The fisheries settlement also became a contentious issue for urban Māori and those who weren’t iwi affiliated, since mandated iwi organisations were made central to the settlement. In the 1990s, Dame June Jackson spearheaded the challenge on behalf of urban Māori for a fairer share of the Crown’s fisheries settlement and it’s been an ongoing battle since to ensure all Māori benefit from the settlement.

“Of course it wasn’t perfect,” Dewes says now. “But it’s pretty hard to see how we could have got a better solution.

“I wish it could have been done with less animosity, I don’t think it could be done with less controversy.”
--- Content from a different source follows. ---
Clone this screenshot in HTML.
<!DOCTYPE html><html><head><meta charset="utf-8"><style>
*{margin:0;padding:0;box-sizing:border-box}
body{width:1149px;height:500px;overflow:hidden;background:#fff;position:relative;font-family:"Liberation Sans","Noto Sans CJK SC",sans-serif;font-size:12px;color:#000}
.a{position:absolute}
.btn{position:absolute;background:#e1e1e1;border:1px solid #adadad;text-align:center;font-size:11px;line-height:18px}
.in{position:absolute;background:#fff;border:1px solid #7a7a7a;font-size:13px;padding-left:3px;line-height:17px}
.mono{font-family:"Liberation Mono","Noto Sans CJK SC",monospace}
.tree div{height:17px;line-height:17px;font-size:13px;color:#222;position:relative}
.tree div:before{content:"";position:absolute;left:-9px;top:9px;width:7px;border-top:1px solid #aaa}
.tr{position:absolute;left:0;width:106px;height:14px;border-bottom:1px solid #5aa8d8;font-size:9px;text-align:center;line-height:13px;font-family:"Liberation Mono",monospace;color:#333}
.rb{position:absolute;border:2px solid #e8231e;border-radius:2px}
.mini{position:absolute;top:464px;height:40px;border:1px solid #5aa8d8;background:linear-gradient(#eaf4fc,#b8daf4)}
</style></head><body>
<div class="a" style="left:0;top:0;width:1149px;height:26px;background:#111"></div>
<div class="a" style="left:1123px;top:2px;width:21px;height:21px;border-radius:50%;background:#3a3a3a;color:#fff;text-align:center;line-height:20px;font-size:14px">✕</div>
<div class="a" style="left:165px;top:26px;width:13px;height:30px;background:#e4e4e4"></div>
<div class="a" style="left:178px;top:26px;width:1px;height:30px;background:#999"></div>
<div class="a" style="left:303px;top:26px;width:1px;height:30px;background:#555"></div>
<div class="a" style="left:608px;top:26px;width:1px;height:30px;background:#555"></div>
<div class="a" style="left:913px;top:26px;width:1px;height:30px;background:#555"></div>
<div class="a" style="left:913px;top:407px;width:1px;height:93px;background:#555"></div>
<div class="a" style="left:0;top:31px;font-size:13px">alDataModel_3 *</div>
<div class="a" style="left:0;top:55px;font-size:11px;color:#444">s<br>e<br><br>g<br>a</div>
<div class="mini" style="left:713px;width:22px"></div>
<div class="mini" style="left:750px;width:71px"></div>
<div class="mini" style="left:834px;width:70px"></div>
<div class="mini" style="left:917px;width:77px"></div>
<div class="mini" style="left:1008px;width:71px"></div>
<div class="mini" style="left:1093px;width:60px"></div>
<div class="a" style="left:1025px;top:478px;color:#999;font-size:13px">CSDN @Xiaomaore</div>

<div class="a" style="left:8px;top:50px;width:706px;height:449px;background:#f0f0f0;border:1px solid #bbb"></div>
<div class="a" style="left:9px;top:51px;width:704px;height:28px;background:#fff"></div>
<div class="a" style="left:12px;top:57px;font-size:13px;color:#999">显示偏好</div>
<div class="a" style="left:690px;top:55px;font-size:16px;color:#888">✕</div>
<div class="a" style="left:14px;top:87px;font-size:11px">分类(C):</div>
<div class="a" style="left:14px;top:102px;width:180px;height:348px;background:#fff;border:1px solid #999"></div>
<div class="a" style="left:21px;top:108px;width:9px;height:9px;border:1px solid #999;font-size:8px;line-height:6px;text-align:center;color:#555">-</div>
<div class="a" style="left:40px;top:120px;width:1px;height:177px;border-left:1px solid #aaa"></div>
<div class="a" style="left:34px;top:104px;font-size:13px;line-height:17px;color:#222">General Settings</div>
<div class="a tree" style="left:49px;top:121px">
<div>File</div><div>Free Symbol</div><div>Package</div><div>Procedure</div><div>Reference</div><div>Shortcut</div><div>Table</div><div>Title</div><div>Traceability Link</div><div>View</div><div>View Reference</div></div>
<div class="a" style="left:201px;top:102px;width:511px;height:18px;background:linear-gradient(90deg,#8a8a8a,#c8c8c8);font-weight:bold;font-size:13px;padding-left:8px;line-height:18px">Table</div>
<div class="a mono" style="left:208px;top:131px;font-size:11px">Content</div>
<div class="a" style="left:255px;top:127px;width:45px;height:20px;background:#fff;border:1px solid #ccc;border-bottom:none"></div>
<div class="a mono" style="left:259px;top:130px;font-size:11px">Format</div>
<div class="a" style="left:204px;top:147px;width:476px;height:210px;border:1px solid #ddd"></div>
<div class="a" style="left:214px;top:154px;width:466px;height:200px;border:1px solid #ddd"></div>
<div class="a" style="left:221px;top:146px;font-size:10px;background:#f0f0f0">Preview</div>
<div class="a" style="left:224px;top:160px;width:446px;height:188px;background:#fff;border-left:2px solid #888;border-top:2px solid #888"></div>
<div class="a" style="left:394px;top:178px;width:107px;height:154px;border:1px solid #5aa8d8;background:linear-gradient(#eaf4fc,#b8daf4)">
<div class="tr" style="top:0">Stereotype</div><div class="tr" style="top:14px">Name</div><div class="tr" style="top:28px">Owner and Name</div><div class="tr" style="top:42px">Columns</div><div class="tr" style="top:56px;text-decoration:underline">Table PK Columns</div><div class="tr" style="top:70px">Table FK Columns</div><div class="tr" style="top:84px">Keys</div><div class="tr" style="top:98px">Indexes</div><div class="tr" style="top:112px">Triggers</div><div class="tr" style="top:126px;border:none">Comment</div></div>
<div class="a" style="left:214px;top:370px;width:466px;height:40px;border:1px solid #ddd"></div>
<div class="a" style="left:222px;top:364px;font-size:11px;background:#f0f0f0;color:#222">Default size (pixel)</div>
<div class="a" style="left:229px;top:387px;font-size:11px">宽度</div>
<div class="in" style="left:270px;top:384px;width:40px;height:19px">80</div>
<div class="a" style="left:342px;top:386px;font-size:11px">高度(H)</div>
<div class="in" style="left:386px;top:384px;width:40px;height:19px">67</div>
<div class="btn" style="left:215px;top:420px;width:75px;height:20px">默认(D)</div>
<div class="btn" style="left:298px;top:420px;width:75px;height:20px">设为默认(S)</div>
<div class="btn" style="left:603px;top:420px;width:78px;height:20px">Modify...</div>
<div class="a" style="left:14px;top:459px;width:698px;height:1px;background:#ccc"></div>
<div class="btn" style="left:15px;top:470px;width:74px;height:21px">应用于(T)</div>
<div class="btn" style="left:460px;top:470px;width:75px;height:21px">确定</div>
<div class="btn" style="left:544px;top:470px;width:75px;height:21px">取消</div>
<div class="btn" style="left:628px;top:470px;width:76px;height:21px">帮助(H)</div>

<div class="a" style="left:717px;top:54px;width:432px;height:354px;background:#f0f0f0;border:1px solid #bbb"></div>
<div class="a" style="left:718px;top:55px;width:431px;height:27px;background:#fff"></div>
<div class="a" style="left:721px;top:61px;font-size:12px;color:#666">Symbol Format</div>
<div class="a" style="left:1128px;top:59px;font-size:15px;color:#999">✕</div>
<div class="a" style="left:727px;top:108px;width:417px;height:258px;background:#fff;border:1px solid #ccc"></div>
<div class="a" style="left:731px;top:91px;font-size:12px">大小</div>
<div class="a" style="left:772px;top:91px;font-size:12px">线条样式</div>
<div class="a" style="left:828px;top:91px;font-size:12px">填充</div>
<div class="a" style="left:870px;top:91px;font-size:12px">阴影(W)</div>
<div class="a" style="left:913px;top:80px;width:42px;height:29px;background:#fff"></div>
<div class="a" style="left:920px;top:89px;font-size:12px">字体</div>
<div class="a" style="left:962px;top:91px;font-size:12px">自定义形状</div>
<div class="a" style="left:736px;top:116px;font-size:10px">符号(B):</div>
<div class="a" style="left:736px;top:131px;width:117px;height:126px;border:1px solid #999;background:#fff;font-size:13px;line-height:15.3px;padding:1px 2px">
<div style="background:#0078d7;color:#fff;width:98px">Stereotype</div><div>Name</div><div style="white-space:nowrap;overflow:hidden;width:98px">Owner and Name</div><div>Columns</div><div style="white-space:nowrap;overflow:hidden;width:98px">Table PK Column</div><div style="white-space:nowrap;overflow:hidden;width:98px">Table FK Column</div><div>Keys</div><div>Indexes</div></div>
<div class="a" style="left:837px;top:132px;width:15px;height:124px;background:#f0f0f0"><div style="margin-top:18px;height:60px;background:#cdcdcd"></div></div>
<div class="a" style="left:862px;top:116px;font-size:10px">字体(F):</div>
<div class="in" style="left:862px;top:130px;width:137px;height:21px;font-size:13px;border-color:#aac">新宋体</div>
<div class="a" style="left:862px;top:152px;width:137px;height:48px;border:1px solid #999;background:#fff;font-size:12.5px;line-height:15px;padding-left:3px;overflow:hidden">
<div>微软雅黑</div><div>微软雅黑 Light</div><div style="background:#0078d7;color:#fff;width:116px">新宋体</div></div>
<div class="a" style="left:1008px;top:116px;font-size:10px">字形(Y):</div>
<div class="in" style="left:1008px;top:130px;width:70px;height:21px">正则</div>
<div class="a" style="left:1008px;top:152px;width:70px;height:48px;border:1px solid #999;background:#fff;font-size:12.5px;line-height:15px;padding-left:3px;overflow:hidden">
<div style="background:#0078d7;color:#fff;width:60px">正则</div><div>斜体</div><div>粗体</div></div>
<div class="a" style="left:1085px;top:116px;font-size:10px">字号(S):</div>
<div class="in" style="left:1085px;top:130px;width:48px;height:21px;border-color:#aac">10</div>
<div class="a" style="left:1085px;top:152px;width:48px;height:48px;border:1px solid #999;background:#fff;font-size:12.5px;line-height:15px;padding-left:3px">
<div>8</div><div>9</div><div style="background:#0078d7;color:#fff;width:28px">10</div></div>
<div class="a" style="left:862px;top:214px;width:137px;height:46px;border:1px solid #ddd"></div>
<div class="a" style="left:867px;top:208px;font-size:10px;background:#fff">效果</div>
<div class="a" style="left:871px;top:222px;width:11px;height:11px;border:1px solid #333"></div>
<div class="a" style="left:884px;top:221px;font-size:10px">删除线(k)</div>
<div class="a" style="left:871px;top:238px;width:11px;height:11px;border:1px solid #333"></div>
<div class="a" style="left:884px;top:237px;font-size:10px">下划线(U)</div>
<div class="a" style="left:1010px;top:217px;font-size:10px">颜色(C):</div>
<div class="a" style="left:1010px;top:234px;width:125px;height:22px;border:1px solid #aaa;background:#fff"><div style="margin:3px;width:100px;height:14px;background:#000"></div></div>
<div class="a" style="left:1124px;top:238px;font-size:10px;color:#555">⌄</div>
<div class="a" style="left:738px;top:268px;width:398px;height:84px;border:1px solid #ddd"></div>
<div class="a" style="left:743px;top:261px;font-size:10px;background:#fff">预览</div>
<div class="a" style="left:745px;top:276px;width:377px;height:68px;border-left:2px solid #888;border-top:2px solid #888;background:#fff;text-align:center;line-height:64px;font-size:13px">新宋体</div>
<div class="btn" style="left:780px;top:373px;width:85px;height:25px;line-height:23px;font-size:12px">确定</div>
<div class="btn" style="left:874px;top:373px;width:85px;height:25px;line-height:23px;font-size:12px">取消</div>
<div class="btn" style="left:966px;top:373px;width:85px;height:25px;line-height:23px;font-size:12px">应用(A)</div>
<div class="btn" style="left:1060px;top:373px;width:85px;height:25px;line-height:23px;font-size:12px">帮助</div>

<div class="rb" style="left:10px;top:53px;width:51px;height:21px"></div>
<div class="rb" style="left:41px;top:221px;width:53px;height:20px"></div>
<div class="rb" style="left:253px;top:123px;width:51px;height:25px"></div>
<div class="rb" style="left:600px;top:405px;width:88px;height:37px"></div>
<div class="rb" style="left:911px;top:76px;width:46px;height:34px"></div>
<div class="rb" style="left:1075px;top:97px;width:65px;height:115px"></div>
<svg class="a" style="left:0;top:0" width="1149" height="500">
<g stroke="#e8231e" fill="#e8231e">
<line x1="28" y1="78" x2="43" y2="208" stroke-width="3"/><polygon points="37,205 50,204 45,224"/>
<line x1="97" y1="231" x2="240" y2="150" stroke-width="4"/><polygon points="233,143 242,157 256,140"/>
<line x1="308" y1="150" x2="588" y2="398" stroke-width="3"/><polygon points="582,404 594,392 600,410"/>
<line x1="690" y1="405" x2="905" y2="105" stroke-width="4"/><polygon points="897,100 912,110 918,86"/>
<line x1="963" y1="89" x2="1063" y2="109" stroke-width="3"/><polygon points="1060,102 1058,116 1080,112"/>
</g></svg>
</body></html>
But, he adds, “the animosity came from the passion and the commitment. So maybe it was a necessary ingredient.”

For all its faults, the settlement has brought Māori a step closer to the social and economic benefits that we had previously enjoyed through fishing. By empowering iwi to develop fishing enterprises, funds have contributed toward improving health, welfare and education for Māori across the country. Those funds are managed by Te Ohu Kaimoana, the trust that acts as the eyes, ears and mouthpiece for Māori customary and commercial fishing rights.

It’s been a long struggle for Māori to get to this point and to regain some of these rights to fisheries. It has become a stepping stone to some commercial benefits for Māori, who had struggled to participate in commercial fishing because of a lack of access to capital and resources.

The fisheries settlement “didn’t just drop out of space”, says Dewes. Instead, it was part of a much larger movement by Māori around Aotearoa to claim some justice for past wrongdoings by the Crown. The legacy of the settlement represents the hard work and ambition of many people behind the scenes.

That legacy, 30 years since the settlement, is an ongoing assertion of Māori resistance, passion and ambition for the future of our people. “The thing about fishing and seafood is that it was such an integral part of our history,” says Dewes. “I’d like to see it become an integral part of the future as well.”